Hemingway, Ernest
A Farewell to Arms. Rare first Russian book edition.
A Farewell to Arms. Rare first Russian book edition.
Hemingway, Ernest [A Farewell to Arms]. Proshchai Oruzhie.
Translation by Evg. Kalashnikova.
Preface by S. Dinamov.
Moskva, Gosudarstvennoe Izdatelʹstvo “Khudozhestvennaia Literatura”, 1936.
8vo, 338, [6] pp.
In original grey cloth. Issued without dust jacket. With errata slip.
Near good condition, cloth darkened with some spotting, corners a little bumped, owner marks to title, boards lightly bowed.
Rare first Russian book edition. Hemingway's third Russian book. All Russian editions of Hemingway's works printed before WWII are rare. One of 10 000 copies published.
The first excerpts from Hemingway's novel 'A Farewell to Arms' (1929) appeared in Russian in 1934, published in the magazine 'Znamya' (No. 4) and translated by Petr Okhrimenko. Two years later, this translation was published in its entirety in the same magazine. Around the same time, another translation by Evgeniia Kalashnikova (1906–1976) emerged: first as a fragment in 'Internatsional’naya Literatura' (with the note 'authorized translation') and later as a standalone book.
Kalashnikova was part of the 'workshop school' of Ivan Kashkin, a literary critic and translator who was 'responsible for Hemingway reputation in the USSR'. She, along with Nataliia Volzhina, later prepared the first Russian translation of 'For Whom the Bell Tolls'.
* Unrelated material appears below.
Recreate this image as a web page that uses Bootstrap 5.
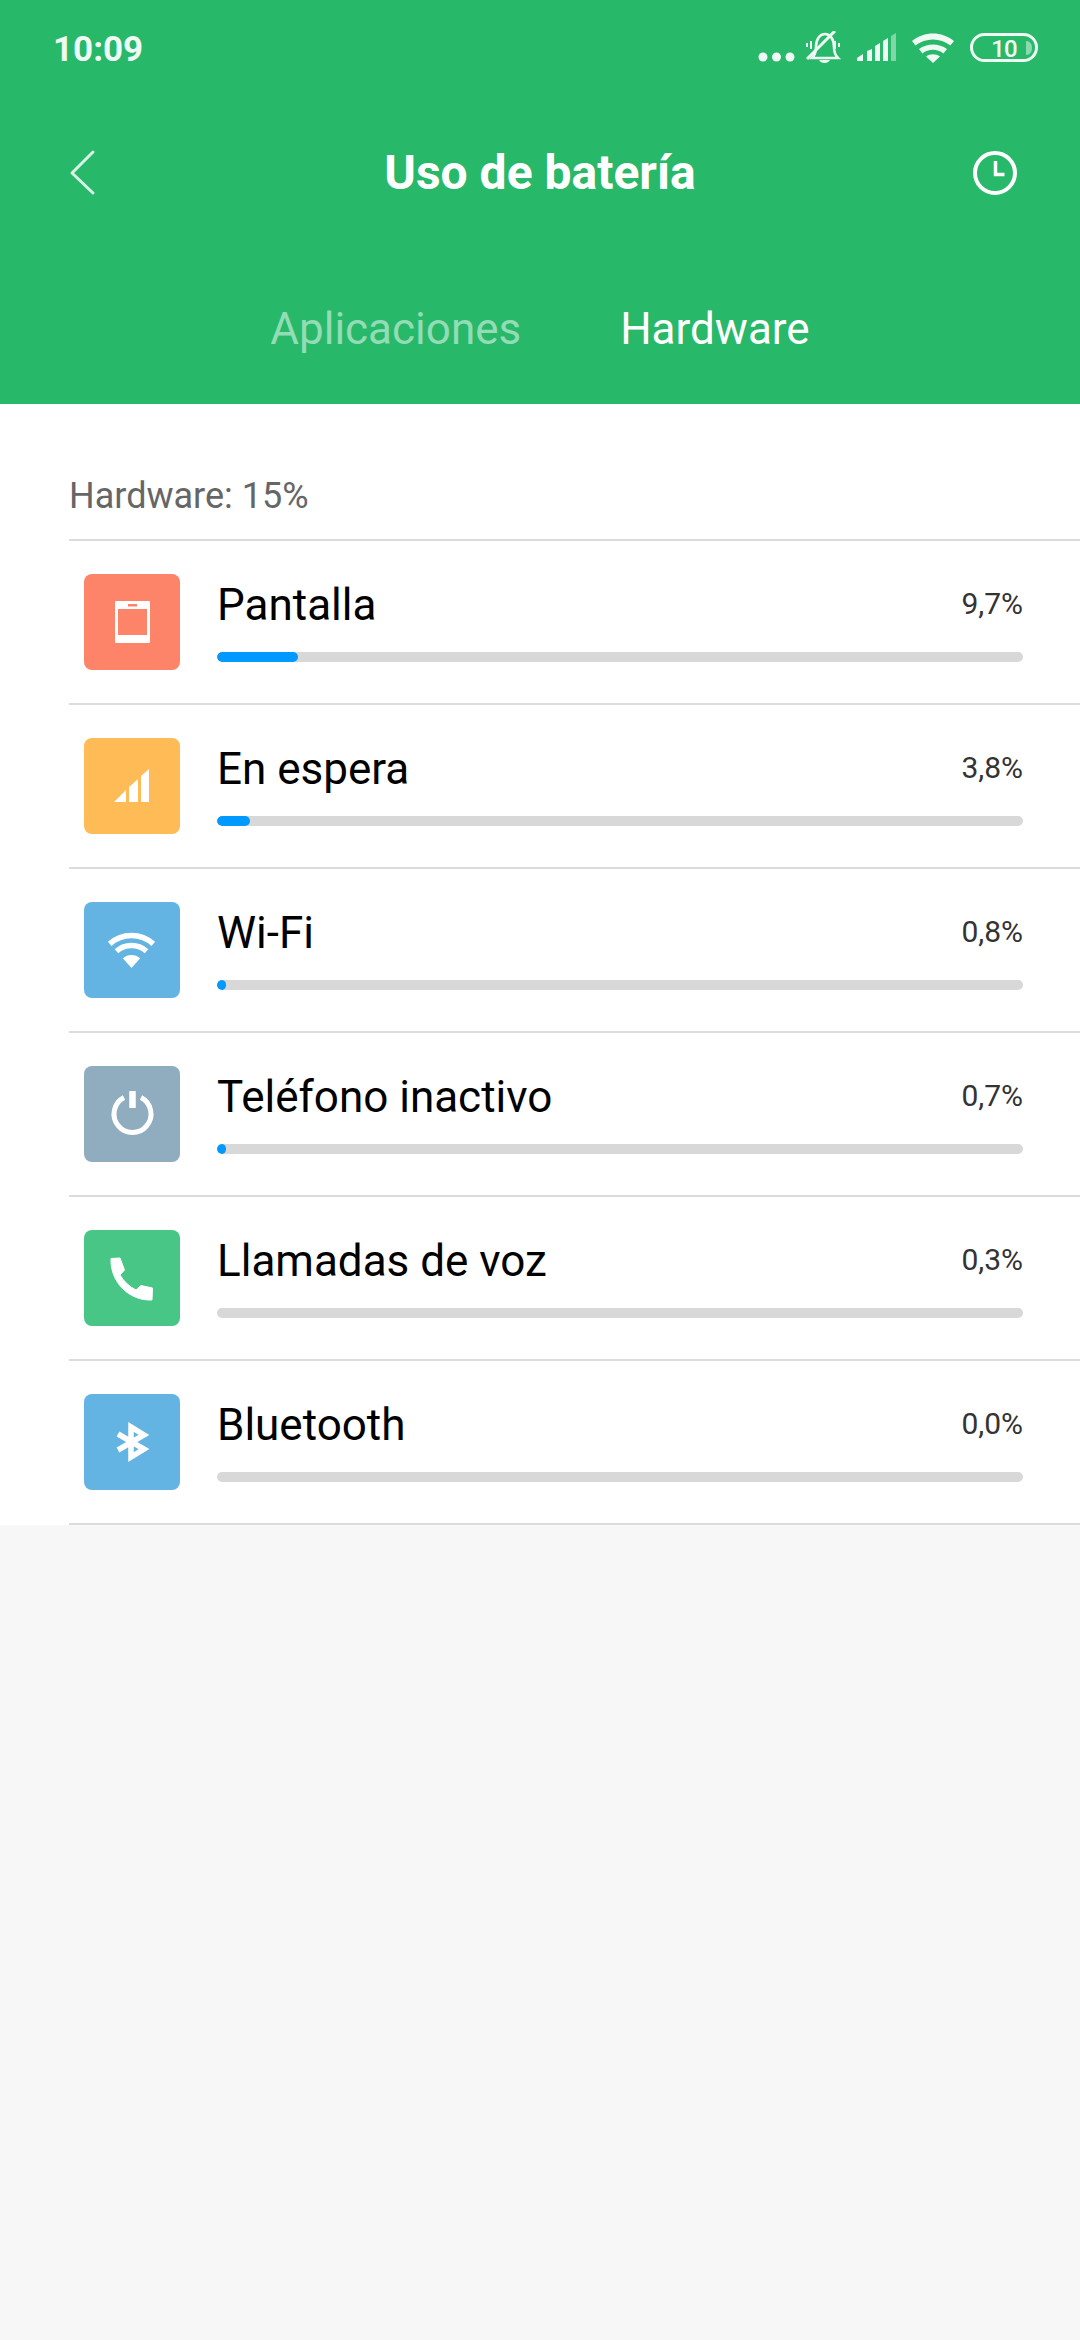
<!DOCTYPE html>
<html lang="es">
<head>
  <meta charset="UTF-8" />
  <meta name="viewport" content="width=device-width, initial-scale=1.0"/>
  <title>Uso de batería</title>
  <link href="https://cdn.jsdelivr.net/npm/bootstrap@5.3.2/dist/css/bootstrap.min.css" rel="stylesheet">
  <style>
    body { background: #f7f7f7; font-family: Roboto, "Liberation Sans", sans-serif; }
    .cabecera { background: #28b869; height: 404px; color: #fff; }
    .barra-estado { height: 98px; padding: 0 42px 0 53px; }
    .hora { font-size: 35px; font-weight: 700; color: #eefaf3; line-height: 1; }
    .iconos-estado { height: 36px; }
    .barra-titulo { height: 150px; padding: 0 61px 0 69px; }
    .barra-titulo h1 { font-size: 48px; font-weight: 700; margin: 0; line-height: 1; }
    .pestanas { height: 156px; padding-top: 6px; gap: 99px; font-size: 44px; line-height: 1; }
    .pestana-off { color: #93dcb5; }
    .contenido { background: #fff; padding-left: 69px; }
    .resumen { height: 135px; color: #666; font-size: 36px; line-height: 1; padding-top: 74px; }
    .fila { height: 164px; border-top: 2px solid #dcdcdc; padding: 33px 0 0 15px; }
    .fila:last-child { height: 166px; border-bottom: 2px solid #dcdcdc; }
    .cuadro { width: 96px; height: 96px; border-radius: 8px; flex: none; }
    .cuerpo { margin-left: 37px; width: 806px; flex: none; padding-top: 8px; }
    .nombre { font-size: 44px; color: #000; line-height: 47px; }
    .valor { font-size: 30px; color: #333; line-height: 43px; }
    .pista { height: 10px; background: #d8d8d8; border-radius: 5px; margin-top: 23px; overflow: hidden; }
    .relleno { height: 10px; background: #0099ff; border-radius: 5px; }
  </style>
</head>
<body>

  <!-- Cabecera -->
  <header class="cabecera">
    <div class="barra-estado d-flex align-items-center justify-content-between">
      <span class="hora">10:09</span>
      <svg class="iconos-estado" width="284" height="36" viewBox="0 0 284 36" fill="#eefaf3">
        <circle cx="9" cy="26" r="4.5"/><circle cx="22.5" cy="26" r="4.5"/><circle cx="36" cy="26" r="4.5"/>
        <g fill="none" stroke="#eefaf3" stroke-width="2.6">
          <path d="M58 27c3-3 4-6 4-11 0-8 4-13 9-13s9 5 9 13c0 5 1 8 4 11z"/>
          <path d="M53 28 81 0" stroke-width="3"/>
          <path d="M57 10v8M53 12v4M81 10v8M85 12v4" stroke-width="2"/>
        </g>
        <path d="M65 29h11c-1 2-3 3-5.500 3s-4.500-1-5.500-3z"/>
        <path d="M103 30v-3l6-4v7zM113 30V20l5-2v12zM121 30V15l5-3v18zM129 30V10l5-3v23z"/>
        <path d="M137 30V5l5-3v28z" opacity=".45"/>
        <path d="M158 10c12-10 30-10 42 0l-3.600 4.500c-10-8-25-8-35 0z"/>
        <path d="M165 18c8-6 20-6 28 0l-3.600 4.500c-6-5-15-5-21 0z"/>
        <path d="M172 25.500c4-3 10-3 14 0l-7 6.500z"/>
        <rect x="217.500" y="3.500" width="65" height="26" rx="13" fill="none" stroke="#eefaf3" stroke-width="3"/>
        <path d="M272 10c4 0 6 3 6 7s-2 7-6 7z" opacity=".5"/>
        <text x="250" y="26" text-anchor="middle" letter-spacing="-1" font-family="Roboto, sans-serif" font-size="24" font-weight="500" fill="#eefaf3">10</text>
      </svg>
    </div>
    <div class="barra-titulo d-flex align-items-center justify-content-between">
      <svg width="40" height="48" viewBox="0 0 40 48" fill="none" stroke="#d9f3e4" stroke-width="3" stroke-linecap="round" stroke-linejoin="round">
        <path d="M24 3 3 24l21 20"/>
      </svg>
      <h1>Uso de batería</h1>
      <svg width="48" height="48" viewBox="0 0 48 48" fill="none" stroke="#fff" stroke-width="4">
        <circle cx="24" cy="24" r="20"/>
        <path d="M24.500 12v13.500h9" stroke-width="3.500"/>
      </svg>
    </div>
    <div class="pestanas d-flex align-items-center justify-content-center">
      <span class="pestana-off">Aplicaciones</span>
      <span>Hardware</span>
    </div>
  </header>

  <!-- Contenido -->
  <main class="contenido">
    <div class="resumen">Hardware: 15%</div>

    <div class="fila d-flex">
      <div class="cuadro" style="background:#fd8469">
        <svg width="96" height="96" viewBox="0 0 96 96" fill="#fff">
          <path fill-rule="evenodd" d="M32 27h33a1 1 0 0 1 1 1v40a1 1 0 0 1-1 1H32a1 1 0 0 1-1-1V28a1 1 0 0 1 1-1zm2 8v26h29V35zm10-5v2.500h9V30z"/>
        </svg>
      </div>
      <div class="cuerpo">
        <div class="d-flex justify-content-between"><span class="nombre">Pantalla</span><span class="valor">9,7%</span></div>
        <div class="pista"><div class="relleno" style="width:81px"></div></div>
      </div>
    </div>

    <div class="fila d-flex">
      <div class="cuadro" style="background:#ffbb55">
        <svg width="96" height="96" viewBox="0 0 96 96" fill="#fff">
          <path d="M30 64 42 52v12zM45 49l9-8v23h-9zM57 38l8-7v33h-8z"/>
        </svg>
      </div>
      <div class="cuerpo">
        <div class="d-flex justify-content-between"><span class="nombre">En espera</span><span class="valor">3,8%</span></div>
        <div class="pista"><div class="relleno" style="width:33px"></div></div>
      </div>
    </div>

    <div class="fila d-flex">
      <div class="cuadro" style="background:#63b4e2">
        <svg width="96" height="96" viewBox="0 0 96 96" fill="none" stroke="#fff" stroke-width="5.500">
          <path d="M25.750 41.850A32.500 32.500 0 0 1 69.250 41.850"/>
          <path d="M32.450 49.300A22.500 22.500 0 0 1 62.550 49.300"/>
          <path d="M47.500 66 38.800 56.300A13 13 0 0 1 56.200 56.300Z" fill="#fff" stroke="none"/>
        </svg>
      </div>
      <div class="cuerpo">
        <div class="d-flex justify-content-between"><span class="nombre">Wi-Fi</span><span class="valor">0,8%</span></div>
        <div class="pista"><div class="relleno" style="width:9px"></div></div>
      </div>
    </div>

    <div class="fila d-flex">
      <div class="cuadro" style="background:#90acbf">
        <svg width="96" height="96" viewBox="0 0 96 96" fill="none" stroke="#fff" stroke-width="5">
          <path d="M40 31.500A18.500 18.500 0 1 0 57 31.500"/>
          <path d="M48.500 25v17" stroke-width="6.500"/>
        </svg>
      </div>
      <div class="cuerpo">
        <div class="d-flex justify-content-between"><span class="nombre">Teléfono inactivo</span><span class="valor">0,7%</span></div>
        <div class="pista"><div class="relleno" style="width:9px"></div></div>
      </div>
    </div>

    <div class="fila d-flex">
      <div class="cuadro" style="background:#48c686">
        <svg width="96" height="96" viewBox="0 0 96 96" fill="#fff" stroke="#fff" stroke-linejoin="round">
          <path d="M27 28.500 36 28 40.500 40 36 45Q42 55 52 60L57 55.500 68.500 58 68 70C45 71 26 52 27 28.500Z"/>
        </svg>
      </div>
      <div class="cuerpo">
        <div class="d-flex justify-content-between"><span class="nombre">Llamadas de voz</span><span class="valor">0,3%</span></div>
        <div class="pista"></div>
      </div>
    </div>

    <div class="fila d-flex">
      <div class="cuadro" style="background:#63b4e2">
        <svg width="96" height="96" viewBox="0 0 96 96" fill="none" stroke="#fff" stroke-width="5.500">
          <path d="M34 40 60 55 47 63V33L60 41 34 56"/>
        </svg>
      </div>
      <div class="cuerpo">
        <div class="d-flex justify-content-between"><span class="nombre">Bluetooth</span><span class="valor">0,0%</span></div>
        <div class="pista"></div>
      </div>
    </div>
  </main>

  <script src="https://cdn.jsdelivr.net/npm/bootstrap@5.3.2/dist/js/bootstrap.bundle.min.js"></script>
</body>
</html>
The preface to the book was written by literary critic Sergey Dinamov (1901–1939), who also headed the Anglo-American section of the State Publishing House and served as Director of the Institute of Red Professors. Dinamov was arrested during the Great Purge in September 1938 and executed.
It is important to highlight the significant impact this book had on the Soviet intelligentsia. The prominent literary critic and memoirist Lidiya Ginzburg recalled that Anna Akhmatova urged her to read 'A Farewell to Arms', saying, 'Read this by all means. It’s very interesting'. Ginzburg later noted that this novel epitomizes 'essentially everything that the writer Hemingway has to say'. For Soviet readers, one of the most striking aspects of the novel was how 'people talk with each other in bed'. She observed, 'It turns out that they talk about everything under the sun. <…> These conversations contain Hemingway’s conception of the quintessential contemporary Western person' (Burak, Alexander The "Americanization" of Russian Life and Literature through Translations of Hemingway’s Works. 2013).
This copy comes from the library of photographers Vera Petrusova (1912–1998) and Georgii Petrusov (1903–1971). Georgii worked for the renowned magazine ‘USSR in Construction’, where he collaborated with El Lissitzky, Alexander Rodchenko, Vera Stepanova, and Solomon Telingater. Vera Petrusova is best known for her theater photography.
Libman, # 6685.
OCLC locates one copy of this edition only: in the Yale University Library.